Essa mudança de perspectiva reduziu a sensação de culpa e a transformou em revolta e indignação diante da desigualdade social em nosso país. Agora, posso direcionar esses sentimentos de maneira mais eficaz, utilizando-os para me manter ativa em meus propósitos como jornalista e cidadã.
Além disso, essa distinção entre direitos e privilégios também lança luz sobre a falácia da meritocracia. Sempre me emociono ao ouvir as histórias de minha tia, uma mãe solteira que enfrentou uma árdua jornada de trabalho. Ela saía de casa antes do amanhecer, trabalhava incansavelmente e cuidava de seus filhos com imensa dedicação. Mesmo nos raros momentos de folga, o trabalho doméstico a esperava, pois o descanso era um luxo que ela raramente podia desfrutar. Para proporcionar uma televisão aos filhos, ela superou desafios inimagináveis.
Apesar de admirar profundamente a determinação de minha tia, questiono incessantemente por que ela teve que suportar tanto para ter acesso ao básico. A que custo? Problemas de saúde e poucas memórias de momentos de lazer com os filhos quando eram pequenos.

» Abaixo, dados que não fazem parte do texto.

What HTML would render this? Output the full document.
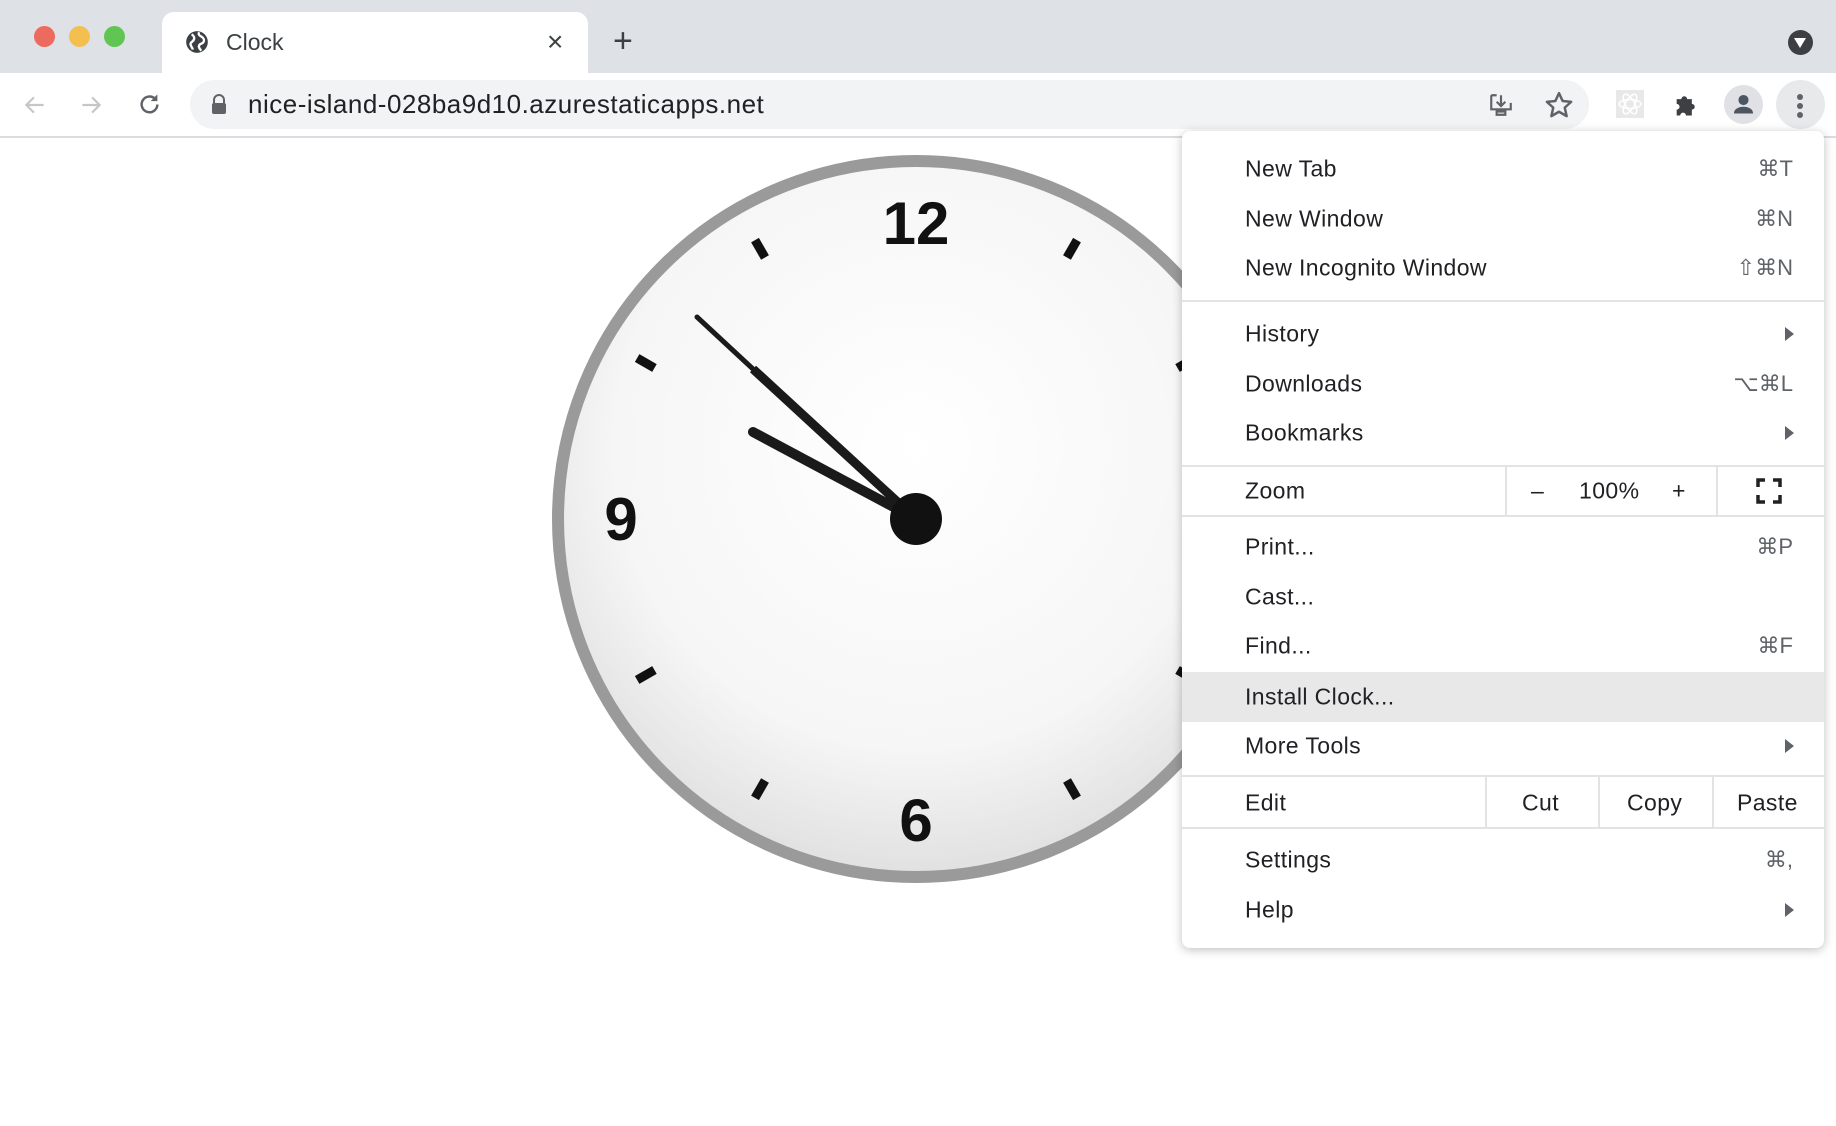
<!DOCTYPE html>
<html><head><meta charset="utf-8"><style>
*{margin:0;padding:0;box-sizing:border-box}
body{width:1836px;height:1126px;overflow:hidden;background:#fff;font-family:"Liberation Sans",Arial,sans-serif;position:relative}
.abs{position:absolute}
.mi{position:absolute;left:1245px;font-size:23px;letter-spacing:0.4px;color:#202124;transform:translateY(-50%)}
.sc{position:absolute;right:31px;font-size:22px;color:#5f6368;transform:translateY(-50%)}
.arr{position:absolute;right:30px;width:0;height:0;border-left:9px solid #5f6368;border-top:7px solid transparent;border-bottom:7px solid transparent;transform:translateY(-50%)}
.sep{position:absolute;left:0;right:0;height:2px;background:#e3e3e3}
.vd{position:absolute;width:2px;background:#e3e3e3}
</style></head><body>
<div class="abs" style="left:0;top:0;width:1836px;height:73px;background:#dee1e6"></div>
<div class="abs" style="left:34px;top:26px;width:21px;height:21px;border-radius:50%;background:#ec6a5e"></div>
<div class="abs" style="left:69px;top:26px;width:21px;height:21px;border-radius:50%;background:#f4bf4f"></div>
<div class="abs" style="left:104px;top:26px;width:21px;height:21px;border-radius:50%;background:#61c554"></div>
<div class="abs" style="left:162px;top:12px;width:426px;height:63px;background:#fff;border-radius:12px 12px 0 0"></div>
<svg class="abs" style="left:184px;top:29px" width="26" height="26" viewBox="0 0 24 24"><circle cx="12" cy="12" r="10" fill="#3c4043"/><path d="M7 5c2 1 3 3 2 5s-3 2-3 4 2 3 2 5M14 3c-1 2 0 3 2 4s3 3 2 5-3 1-4 3 1 4 2 5" stroke="#fff" stroke-width="2.2" fill="none"/></svg>
<div class="abs" style="left:226px;top:29px;font-size:23px;color:#3c4043">Clock</div>
<div class="abs" style="left:547px;top:26px;font-size:28px;color:#3c4043">×</div>
<div class="abs" style="left:613px;top:22px;font-size:34px;color:#3c4043">+</div>
<div class="abs" style="left:1788px;top:30px;width:25px;height:25px;border-radius:50%;background:#3c4043"></div>
<div class="abs" style="left:1794px;top:38px;border-top:10px solid #fff;border-left:6.5px solid transparent;border-right:6.5px solid transparent"></div>
<div class="abs" style="left:0;top:73px;width:1836px;height:65px;background:#fff;border-bottom:2px solid #dadce0"></div>
<svg class="abs" style="left:22px;top:92px" width="26" height="26" viewBox="0 0 24 24"><path d="M20 12H5M11 5l-7 7 7 7" stroke="#c4c6c9" stroke-width="2" fill="none"/></svg>
<svg class="abs" style="left:78px;top:92px" width="26" height="26" viewBox="0 0 24 24"><path d="M4 12h15M13 5l7 7-7 7" stroke="#c4c6c9" stroke-width="2" fill="none"/></svg>
<svg class="abs" style="left:136px;top:91px" width="27" height="27" viewBox="0 0 24 24"><path d="M19 12a7 7 0 1 1-2-5" stroke="#5f6368" stroke-width="2.2" fill="none"/><path d="M19 3v6h-6z" fill="#5f6368"/></svg>
<div class="abs" style="left:190px;top:80px;width:1399px;height:49px;background:#f1f3f4;border-radius:25px"></div>
<svg class="abs" style="left:210px;top:93px" width="18" height="22" viewBox="0 0 18 22"><path d="M4 10V7a5 5 0 0 1 10 0v3" stroke="#5f6368" stroke-width="2" fill="none"/><rect x="2" y="10" width="14" height="11" rx="2" fill="#5f6368"/></svg>
<div class="abs" style="left:248px;top:89px;font-size:26px;letter-spacing:0.5px;color:#202124">nice-island-028ba9d10.azurestaticapps.net</div>
<svg class="abs" style="left:1488px;top:92px" width="26" height="26" viewBox="0 0 24 24"><path d="M3 3h5M3 3v13h18v-6M12 3v10M8 9l4 4 4-4M8 18h8v3H8z" stroke="#5f6368" stroke-width="2" fill="none"/></svg>
<svg class="abs" style="left:1544px;top:90px" width="30" height="30" viewBox="0 0 24 24"><path d="M12 2.5l2.9 6.3 6.8.7-5.1 4.6 1.5 6.8L12 17.4l-6.1 3.5 1.5-6.8-5.1-4.6 6.8-.7z" stroke="#5f6368" stroke-width="2" fill="none" stroke-linejoin="round"/></svg>
<div class="abs" style="left:1616px;top:90px;width:28px;height:28px;background:#e8e8e8"></div>
<svg class="abs" style="left:1616px;top:90px" width="28" height="28" viewBox="0 0 28 28"><g stroke="#fff" stroke-width="1.5" fill="none"><ellipse cx="14" cy="14" rx="11" ry="4.5"/><ellipse cx="14" cy="14" rx="11" ry="4.5" transform="rotate(60 14 14)"/><ellipse cx="14" cy="14" rx="11" ry="4.5" transform="rotate(120 14 14)"/></g></svg>
<svg class="abs" style="left:1672px;top:91px" width="28" height="28" viewBox="0 0 24 24"><path d="M4 7h4a2.5 2.5 0 0 1 5 0h4v4a2.5 2.5 0 0 1 0 5v5h-5a2.5 2.5 0 0 0-5 0H4v-5a2.5 2.5 0 0 0 0-5z" fill="#3c4043"/></svg>
<div class="abs" style="left:1724px;top:85px;width:39px;height:39px;border-radius:50%;background:#dfe1e5"></div>
<svg class="abs" style="left:1730px;top:91px" width="27" height="27" viewBox="0 0 24 24"><circle cx="12" cy="8" r="4.5" fill="#4c5562"/><path d="M3.5 20c0-4 4-6 8.5-6s8.5 2 8.5 6z" fill="#4c5562"/></svg>
<div class="abs" style="left:1776px;top:80px;width:49px;height:49px;border-radius:50%;background:#e8e9eb"></div>
<div class="abs" style="left:1797px;top:94px;width:6px;height:6px;border-radius:50%;background:#5f6368;box-shadow:0 9px 0 #5f6368,0 18px 0 #5f6368"></div>

<svg class="abs" style="left:0;top:140px" width="1836" height="986">
<defs><radialGradient id="g" cx="0.5" cy="0.4" r="0.6"><stop offset="0" stop-color="#fff"/><stop offset="0.7" stop-color="#f6f6f6"/><stop offset="1" stop-color="#e0e0e0"/></radialGradient></defs>
<g transform="translate(916,379)">
<circle r="358" fill="url(#g)" stroke="#9a9a9a" stroke-width="12"/>
<g stroke="#111" stroke-width="9">
<line x1="0" y1="-302" x2="0" y2="-322" transform="rotate(30)"/><line x1="0" y1="-302" x2="0" y2="-322" transform="rotate(60)"/><line x1="0" y1="-302" x2="0" y2="-322" transform="rotate(90)"/><line x1="0" y1="-302" x2="0" y2="-322" transform="rotate(120)"/><line x1="0" y1="-302" x2="0" y2="-322" transform="rotate(150)"/><line x1="0" y1="-302" x2="0" y2="-322" transform="rotate(210)"/><line x1="0" y1="-302" x2="0" y2="-322" transform="rotate(240)"/><line x1="0" y1="-302" x2="0" y2="-322" transform="rotate(300)"/><line x1="0" y1="-302" x2="0" y2="-322" transform="rotate(330)"/>
</g>
<g font-family="Liberation Sans,sans-serif" font-weight="bold" font-size="60" fill="#111" text-anchor="middle">
<text x="0" y="-275">12</text><text x="-295" y="21">9</text><text x="0" y="322">6</text>
</g>
<line x1="0" y1="0" x2="-163" y2="-87" stroke="#1a1a1a" stroke-width="10" stroke-linecap="round"/>
<line x1="0" y1="0" x2="-163" y2="-150" stroke="#1a1a1a" stroke-width="9"/>
<line x1="-163" y1="-150" x2="-219" y2="-202" stroke="#1a1a1a" stroke-width="5" stroke-linecap="round"/>
<circle r="26" fill="#111"/>
</g></svg>

<div class="abs" style="left:1182px;top:131px;width:642px;height:817px;background:#fff;border-radius:8px;box-shadow:0 2px 10px rgba(0,0,0,.25)">
<div style="position:absolute;left:0;right:0;top:541px;height:50px;background:#e8e8e8"></div>
<div class="sep" style="top:169px"></div>
<div class="sep" style="top:334px"></div>
<div class="sep" style="top:384px"></div>
<div class="sep" style="top:644px"></div>
<div class="sep" style="top:696px"></div>
<div class="vd" style="left:323px;top:335px;height:50px"></div>
<div class="vd" style="left:534px;top:335px;height:50px"></div>
<div class="vd" style="left:303px;top:645px;height:52px"></div>
<div class="vd" style="left:416px;top:645px;height:52px"></div>
<div class="vd" style="left:530px;top:645px;height:52px"></div>
</div>
<div class="abs" style="left:1182px;top:131px;width:642px;height:817px">
<div class="mi" style="left:63px;top:38px">New Tab</div><div class="sc" style="top:38px">⌘T</div>
<div class="mi" style="left:63px;top:88px">New Window</div><div class="sc" style="top:88px">⌘N</div>
<div class="mi" style="left:63px;top:137px">New Incognito Window</div><div class="sc" style="top:137px">⇧⌘N</div>
<div class="mi" style="left:63px;top:203px">History</div><div class="arr" style="top:203px"></div>
<div class="mi" style="left:63px;top:253px">Downloads</div><div class="sc" style="top:253px">⌥⌘L</div>
<div class="mi" style="left:63px;top:302px">Bookmarks</div><div class="arr" style="top:302px"></div>
<div class="mi" style="left:63px;top:360px">Zoom</div>
<div class="mi" style="left:349px;top:360px">–</div>
<div class="mi" style="left:397px;top:360px">100%</div>
<div class="mi" style="left:490px;top:360px">+</div>
<svg class="abs" style="left:574px;top:347px" width="26" height="26" viewBox="0 0 26 26"><path d="M2 9V2h7M17 2h7v7M24 17v7h-7M9 24H2v-7" stroke="#202124" stroke-width="3.5" fill="none"/></svg>
<div class="mi" style="left:63px;top:416px">Print...</div><div class="sc" style="top:416px">⌘P</div>
<div class="mi" style="left:63px;top:466px">Cast...</div>
<div class="mi" style="left:63px;top:515px">Find...</div><div class="sc" style="top:515px">⌘F</div>
<div class="mi" style="left:63px;top:566px">Install Clock...</div>
<div class="mi" style="left:63px;top:615px">More Tools</div><div class="arr" style="top:615px"></div>
<div class="mi" style="left:63px;top:672px">Edit</div>
<div class="mi" style="left:340px;top:672px">Cut</div>
<div class="mi" style="left:445px;top:672px">Copy</div>
<div class="mi" style="left:555px;top:672px">Paste</div>
<div class="mi" style="left:63px;top:729px">Settings</div><div class="sc" style="top:729px">⌘,</div>
<div class="mi" style="left:63px;top:779px">Help</div><div class="arr" style="top:779px"></div>
</div>
</body></html>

É crucial não romantizar o sofrimento como uma condição para alcançar o mínimo necessário. Não é normal exigir esforços hercúleos para garantir direitos básicos. Atribuir a responsabilidade apenas ao indivíduo é ignorar a verdadeira raiz do problema: uma sociedade profundamente desigual e marcada pelo racismo. Em tal cenário, torna-se impossível acreditar na meritocracia. Uma vida digna é um direito humano, não um privilégio.